O problema também é mais caro para bancos com operações no exterior.

O Itaú Unibanco faz proteções em seu balanço contra a variação cambial, porque parte do seu capital está alocado em países como Chile e Colômbia.

Os custos gerados pelo diferencial de juros entre o Brasil e estes países mais que dobraram no último ano, de acordo com o banco.

Ainda assim, o Itaú dobrou o guidance para os resultados com mercado neste ano, e agora espera que sejam de até R$ 3,5 bilhões em 2025.

“A nossa margem com mercado é muito forte, muito estável”, disse o CEO do banco Milton Maluhy no começo de novembro.

O Banco do Brasil também contabiliza resultados vindos do exterior na linha de tesouraria.

O banco público detém o controle do argentino Patagonia, e contabiliza os resultados vindos dessa participação na margem com mercado.
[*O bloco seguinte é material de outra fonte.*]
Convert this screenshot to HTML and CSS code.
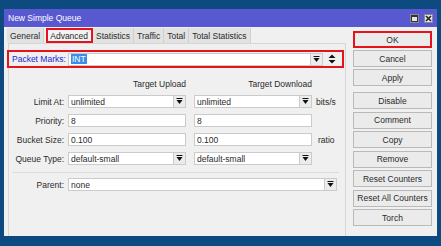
FILE: index.html
```
<!DOCTYPE html>
<html lang="en">
<head>
  <meta charset="UTF-8" />
  <title>New Simple Queue</title>
  <link rel="stylesheet" href="styles.css">
</head>
<body>
  <div class="window">
    <div class="titlebar">
      <span class="title">New Simple Queue</span>
      <div class="win-btns">
        <span class="wbtn"><svg width="7" height="7" viewBox="0 0 7 7"><rect x="0.5" y="0.5" width="6" height="6" fill="none" stroke="#333" stroke-width="1"/><line x1="0.5" y1="1.5" x2="6.5" y2="1.5" stroke="#333"/></svg></span>
        <span class="wbtn"><svg width="7" height="7" viewBox="0 0 7 7"><path d="M1 1 L6 6 M6 1 L1 6" stroke="#222" stroke-width="1.6"/></svg></span>
      </div>
    </div>

    <div class="win-body">
      <div class="main">
        <div class="tabs">
          <div class="tab">General</div>
          <div class="tab active">Advanced</div>
          <div class="tab">Statistics</div>
          <div class="tab">Traffic</div>
          <div class="tab">Total</div>
          <div class="tab">Total Statistics</div>
        </div>

        <div class="panel">
          <div class="marks-row">
            <span class="marks-label">Packet Marks:</span>
            <div class="field marks-field"><span class="selected">INT</span></div>
            <span class="dd"><svg width="7" height="7" viewBox="0 0 7 7"><line x1="0.5" y1="0.5" x2="6.5" y2="0.5" stroke="#111" stroke-width="1"/><path d="M0.5 2 L6.5 2 L3.5 6 Z" fill="#111"/></svg></span>
            <span class="updown"><svg width="8" height="10" viewBox="0 0 8 10"><path d="M0.5 4 L7.5 4 L4 0.5 Z M0.5 6 L7.5 6 L4 9.5 Z" fill="#111"/></svg></span>
          </div>

          <div class="heads">
            <span class="label"></span>
            <span class="head">Target Upload</span>
            <span class="head">Target Download</span>
          </div>

          <div class="row">
            <span class="label">Limit At:</span>
            <div class="cell">
              <div class="field">unlimited</div>
              <span class="dd"><svg width="7" height="7" viewBox="0 0 7 7"><line x1="0.5" y1="0.5" x2="6.5" y2="0.5" stroke="#111"/><path d="M0.5 2 L6.5 2 L3.5 6 Z" fill="#111"/></svg></span>
            </div>
            <div class="cell">
              <div class="field">unlimited</div>
              <span class="dd"><svg width="7" height="7" viewBox="0 0 7 7"><line x1="0.5" y1="0.5" x2="6.5" y2="0.5" stroke="#111"/><path d="M0.5 2 L6.5 2 L3.5 6 Z" fill="#111"/></svg></span>
            </div>
            <span class="unit">bits/s</span>
          </div>

          <div class="row">
            <span class="label">Priority:</span>
            <div class="cell"><div class="field">8</div></div>
            <div class="cell"><div class="field">8</div></div>
          </div>

          <div class="row">
            <span class="label">Bucket Size:</span>
            <div class="cell"><div class="field">0.100</div></div>
            <div class="cell"><div class="field">0.100</div></div>
            <span class="unit ratio">ratio</span>
          </div>

          <div class="row">
            <span class="label">Queue Type:</span>
            <div class="cell">
              <div class="field">default-small</div>
              <span class="dd"><svg width="7" height="7" viewBox="0 0 7 7"><line x1="0.5" y1="0.5" x2="6.5" y2="0.5" stroke="#111"/><path d="M0.5 2 L6.5 2 L3.5 6 Z" fill="#111"/></svg></span>
            </div>
            <div class="cell">
              <div class="field">default-small</div>
              <span class="dd"><svg width="7" height="7" viewBox="0 0 7 7"><line x1="0.5" y1="0.5" x2="6.5" y2="0.5" stroke="#111"/><path d="M0.5 2 L6.5 2 L3.5 6 Z" fill="#111"/></svg></span>
            </div>
          </div>

          <div class="sep"></div>

          <div class="row parent-row">
            <span class="label">Parent:</span>
            <div class="cell parent-cell">
              <div class="field">none</div>
              <span class="dd"><svg width="7" height="7" viewBox="0 0 7 7"><line x1="0.5" y1="0.5" x2="6.5" y2="0.5" stroke="#111"/><path d="M0.5 2 L6.5 2 L3.5 6 Z" fill="#111"/></svg></span>
            </div>
          </div>
        </div>
      </div>

      <div class="side">
        <button class="btn ok">OK</button>
        <button class="btn">Cancel</button>
        <button class="btn">Apply</button>
        <div class="btn-group">
          <button class="btn">Disable</button>
          <button class="btn">Comment</button>
          <button class="btn">Copy</button>
          <button class="btn">Remove</button>
          <button class="btn">Reset Counters</button>
          <button class="btn">Reset All Counters</button>
          <button class="btn">Torch</button>
        </div>
      </div>
    </div>
  </div>
</body>
</html>
```

FILE: styles.css
```
body {
  margin: 0;
  background-color: #0c4a80;
  font-family: 'Liberation Sans', Arial, sans-serif;
  font-size: 8.5px;
  color: #2a2a2a;
}

.window {
  margin: 9px 0 0 4px;
  width: 433px;
  height: 227px;
  background-color: #f0f0f0;
}

.titlebar {
  height: 18px;
  background-color: #5858d0;
  color: #fff;
  display: flex;
  align-items: center;
  justify-content: space-between;
  padding: 0 4px;
  font-size: 8.5px;
}

.win-btns {
  display: flex;
  gap: 5px;
}

.wbtn {
  width: 9px;
  height: 9px;
  box-sizing: border-box;
  background-color: #e4e4e4;
  border: 1px solid #8a8a8a;
  display: flex;
  align-items: center;
  justify-content: center;
}

.wbtn svg {
  display: block;
}

.win-body {
  display: flex;
  height: 209px;
}

.main {
  width: 342px;
  padding-left: 4px;
  box-sizing: border-box;
  display: flex;
  flex-direction: column;
}

/* tabs */
.tabs {
  display: flex;
  height: 15px;
  margin: 1px 0 0 -1px;
}

.tab {
  padding: 0 3px;
  display: flex;
  align-items: center;
  background-color: #e2e2e2;
  border-right: 1px solid #d0d0d0;
  color: #2a2a2a;
}

.tab.active {
  margin: 0 0 0 2px;
  background-color: #f4f4f4;
  outline: 2px solid #e6121c;
  outline-offset: -2px;
  padding: 0 4px;
}

/* panel */
.panel {
  flex: 1;
  border: 1px solid #d6d6d6;
  border-bottom: none;
  display: flex;
  flex-direction: column;
}

.marks-row {
  display: flex;
  align-items: center;
  height: 18px;
  width: 337px;
  box-sizing: border-box;
  margin: 6px 0 0 -2px;
  border: 2px solid #e6121c;
}

.marks-label {
  width: 59px;
  padding-left: 3px;
  box-sizing: border-box;
  color: #1c1cd8;
}

.field {
  flex: 1;
  height: 13px;
  box-sizing: border-box;
  background-color: #fff;
  border: 1px solid #cbcbcb;
  padding-left: 2px;
  display: flex;
  align-items: center;
  white-space: nowrap;
  overflow: hidden;
}

.marks-field {
  flex: none;
  width: 243px;
}

.selected {
  background-color: #3b8ee8;
  color: #fff;
  padding: 0 1px;
}

.dd {
  width: 12px;
  height: 13px;
  box-sizing: border-box;
  border: 1px solid #cbcbcb;
  border-left: none;
  background-color: #ececec;
  display: flex;
  align-items: center;
  justify-content: center;
}

.updown {
  width: 12px;
  height: 13px;
  margin-left: 3px;
  display: flex;
  align-items: center;
  justify-content: center;
}

.heads {
  display: flex;
  height: 12px;
  margin-top: 10px;
  align-items: center;
}

.head {
  width: 118px;
  text-align: right;
  margin-right: 8px;
}

.label {
  width: 55px;
  margin-right: 4px;
  text-align: right;
  flex: none;
}

.row {
  display: flex;
  align-items: center;
  height: 13px;
  margin-top: 6px;
}

.heads + .row {
  margin-top: 5px;
}

.cell {
  display: flex;
  width: 118px;
  margin-right: 8px;
}

.unit {
  margin-left: -4px;
}

.unit.ratio {
  margin-left: -2px;
}

.sep {
  height: 1px;
  background-color: #dcdcdc;
  margin: 7px 6px 0 3px;
}

.parent-row {
  margin-top: 5px;
}

.cell.parent-cell {
  width: 270px;
}

/* side buttons */
.side {
  width: 91px;
  padding: 4px 0 0 7px;
  box-sizing: border-box;
  display: flex;
  flex-direction: column;
  gap: 2px;
}

.btn {
  width: 79px;
  height: 17px;
  padding: 0;
  background-color: #ebebeb;
  border: 1px solid #b9b9b9;
  font-family: 'Liberation Sans', Arial, sans-serif;
  font-size: 8.5px;
  color: #2a2a2a;
}

.btn.ok {
  border: 2px solid #e6121c;
}

.btn-group {
  display: flex;
  flex-direction: column;
  gap: 2.5px;
  margin-top: 4px;
}
```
Porém, os custos de captação criam uma parte importante do problema.

O Banco do Brasil tem ficado mais dependente de depósitos a prazo para se financiar conforme os brasileiros deixam a poupança, uma modalidade de aplicação com rendimento baixo que tradicionalmente respondia por boa parte da captação do banco. A competição mais acirrada e os juros em si explicam o porquê.

“O nível mais elevado da taxa de juros faz com que a poupança fique menos atrativa”, disse Albuquerque, da Moody’s. “É difícil dizer que a mudança na estrutura de captação aconteceu só por um redirecionamento estratégico dos bancos.”